Dans ses « leçons américaines », Italo Calvino parle du poète italien Giacomo Leopardi, qui situait la beauté de l’œuvre d’art (littéraire en l’occurrence) dans ce qui est vague, ouvert, indéfini, et fait de la forme le réceptacle possible d’une multiplicité des sens.
L’idée de Leopardi nous paraît évidente.
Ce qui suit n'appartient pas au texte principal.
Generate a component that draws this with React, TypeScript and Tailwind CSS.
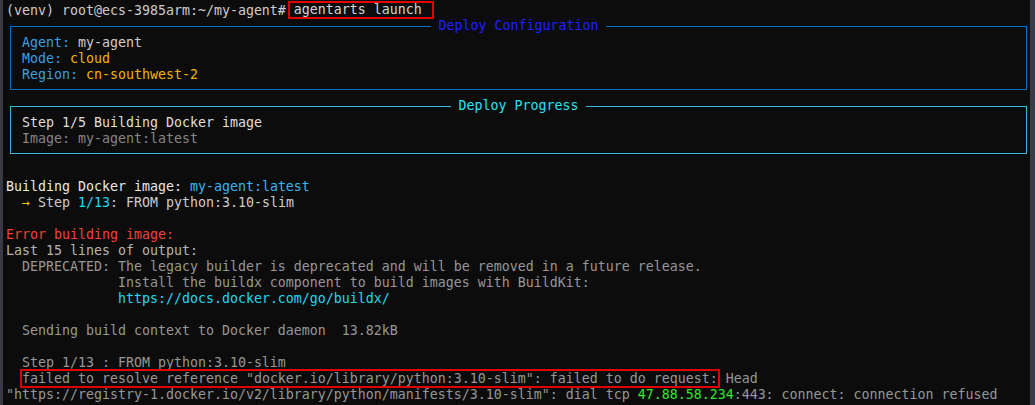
import type { ReactNode } from 'react';

type Seg = { t: string; c: string };

const GRAY = 'text-[#979797]';
const LIGHT = 'text-[#cccccc]';

// one terminal row, 16px tall, monospace grid of 8px cells
function Row({ children }: { children?: ReactNode }) {
  return <div className="h-[16px] whitespace-pre leading-[16px]">{children}</div>;
}

function Segs({ segs }: { segs: Seg[] }) {
  return (
    <>
      {segs.map((s, i) => (
        <span key={i} className={s.c}>
          {s.t}
        </span>
      ))}
    </>
  );
}

function Panel({
  title,
  border,
  titleColor,
  children,
}: {
  title: string;
  border: string;
  titleColor: string;
  children: ReactNode;
}) {
  return (
    <fieldset className={`ml-[4px] mb-[9px] w-[1017px] border p-0 ${border}`}>
      <legend className={`mx-auto px-[8px] leading-[14px] whitespace-pre ${titleColor}`}>{title}</legend>
      <div className="pl-[11px] pt-[2px] pb-[6px]">{children}</div>
    </fieldset>
  );
}

const log: Seg[][] = [
  [],
  [
    { t: 'Building Docker image: ', c: 'text-[#e8e8e8]' },
    { t: 'my-agent:latest', c: 'text-[#3ab4ec]' },
  ],
  [
    { t: '  ', c: LIGHT },
    { t: '→', c: 'text-[#f5c400]' },
    { t: ' Step ', c: LIGHT },
    { t: '1/13', c: 'text-[#22d5f0]' },
    { t: ': FROM python:3.10-slim', c: LIGHT },
  ],
  [],
  [{ t: 'Error building image:', c: 'text-[#f0443a]' }],
  [{ t: 'Last 15 lines of output:', c: 'text-[#b4b4b4]' }],
  [{ t: '  DEPRECATED: The legacy builder is deprecated and will be removed in a future release.', c: GRAY }],
  [{ t: '              Install the buildx component to build images with BuildKit:', c: GRAY }],
  [
    { t: '              ', c: GRAY },
    { t: 'https://docs.docker.com/go/buildx/', c: 'text-[#22d8f0]' },
  ],
  [],
  [{ t: '  Sending build context to Docker daemon  13.82kB', c: GRAY }],
  [],
  [{ t: '  Step 1/13 : FROM python:3.10-slim', c: GRAY }],
];

export default function App() {
  return (
    <div className="flex h-[405px] w-[1035px] overflow-hidden bg-[#0c0c0c] font-['DejaVu_Sans_Mono',monospace] text-[13.29px]">
      {/* left edge */}
      <div className="w-[3px] shrink-0 bg-[#3a3a46]" />

      {/* terminal */}
      <div className="flex-1 pl-[3px] pt-[3px]">
        <Row>
          <span className={LIGHT}>(venv) root@ecs-3985arm:~/my-agent# </span>
          <span className="-mt-[2px] -ml-[6px] inline-block h-[18px] border-2 border-[#e00000] pl-[4px] pr-[10px] align-top leading-[14px] text-[#d4d4d4]">
            agentarts launch
          </span>
        </Row>

        <Panel title="Deploy Configuration" border="border-[#0a6fc2]" titleColor="text-[#2020ff]">
          <Row>
            <span className="text-[#3b9fe0]">Agent:</span>
            <span className={LIGHT}> my-agent</span>
          </Row>
          <Row>
            <span className="text-[#3b9fe0]">Mode:</span>
            <span className="text-[#f0b400]"> cloud</span>
          </Row>
          <Row>
            <span className="text-[#3b9fe0]">Region:</span>
            <span className="text-[#f0b400]"> cn-southwest-2</span>
          </Row>
        </Panel>

        <Panel title="Deploy Progress" border="border-[#3fb6dc]" titleColor="text-[#2de2f0]">
          <Row>
            <span className="text-[#dedede]">Step 1/5 Building Docker image</span>
          </Row>
          <Row>
            <span className="text-[#858585]">Image: my-agent:latest</span>
          </Row>
        </Panel>

        {log.map((segs, i) => (
          <Row key={i}>
            <Segs segs={segs} />
          </Row>
        ))}

        <Row>
          <span className={GRAY}>  </span>
          <span className="-mt-[2px] -ml-[2px] -mr-[2px] inline-block h-[19px] border-2 border-[#e00000] align-top leading-[15px] text-[#979797]">
            failed to resolve reference "docker.io/library/python:3.10-slim": failed to do request:
          </span>
          <span className={GRAY}> Head</span>
        </Row>
        <Row>
          <span className={GRAY}>"https://registry-1.docker.io/v2/library/python/manifests/3.10-slim": dial tcp </span>
          <span className="text-[#2ee82e]">47.88.58.234</span>
          <span className={GRAY}>:443: connect: connection refused</span>
        </Row>
        <Row />
      </div>

      {/* scrollbar */}
      <div className="w-[5px] shrink-0 bg-[#3a3a48]" />
    </div>
  );
}
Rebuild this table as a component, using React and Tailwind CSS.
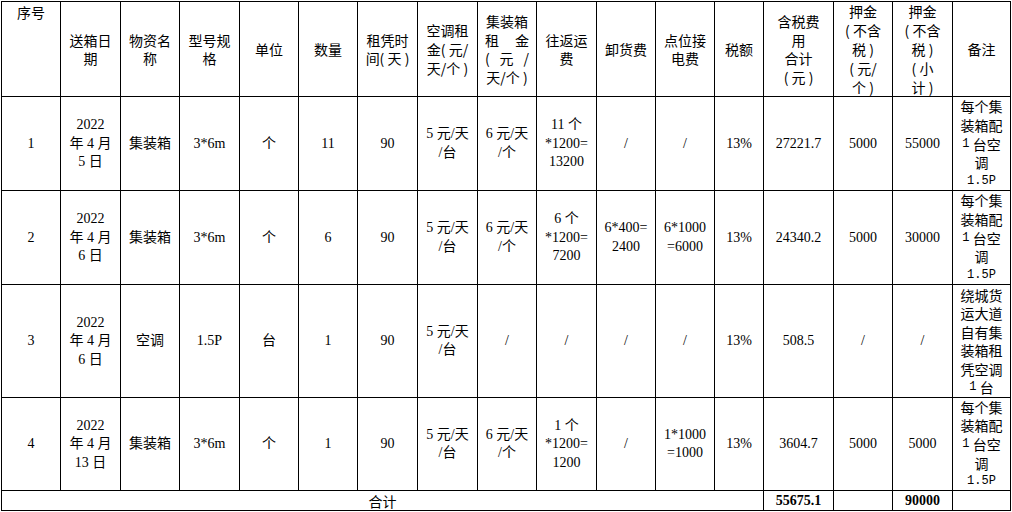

Les choses, les œuvres d’art qui nous touchent ont des strates multiples, des niveaux de signification en nombre peut-être infini, qui se superposent, se croisent et se transforment. (…) Peut-on projeter le vague, l’ouvert ? N’y a-t-il pas là une contradiction avec l’exigence de précision que paraît impliqué la conception de Williams (William Carlos Williams) ? (…) Calvino conclut par ce paradoxe apparent : « Le poète du vague ne peut-être qu’un poète de la précision ». Les propos de Calvino m’intéressent non pas parce qu’ils invitent au patient travail du détail et à la précision, ce que nous connaissons tous, mais parce qu’ils nous rappellent que la diversité et la richesse s’expriment à partir des choses elles-mêmes si nous savons précisément les reconnaître et leur rendre justice.
Je veille à ce que les matériaux s’harmonisent entre eux, je m’efforce de les faire chanter. (…)
(…) L’architecture comme art de l’espace et du temps entre sérénité et séduction.
Je m’efforce de montrer avec soin la tension entre intérieur et extérieur, espace public et intimité, j’accorde une attention particulière aux seuils, aux passages et aux limites.
En jouant avec l’échelle et la taille des choses, je désire créer des paliers d’intimité, des degrés de proximité et distance, et j’aime placer les matériaux, leurs surfaces et leurs arrêtes, brillantes et mates, à la lumière du soleil, faire naître mystérieusement des masses profondes et dégradés d’ombre et d’obscurité afin de faire ressortir la magie de la lumière sur les choses. Jusqu’à une harmonie parfaite.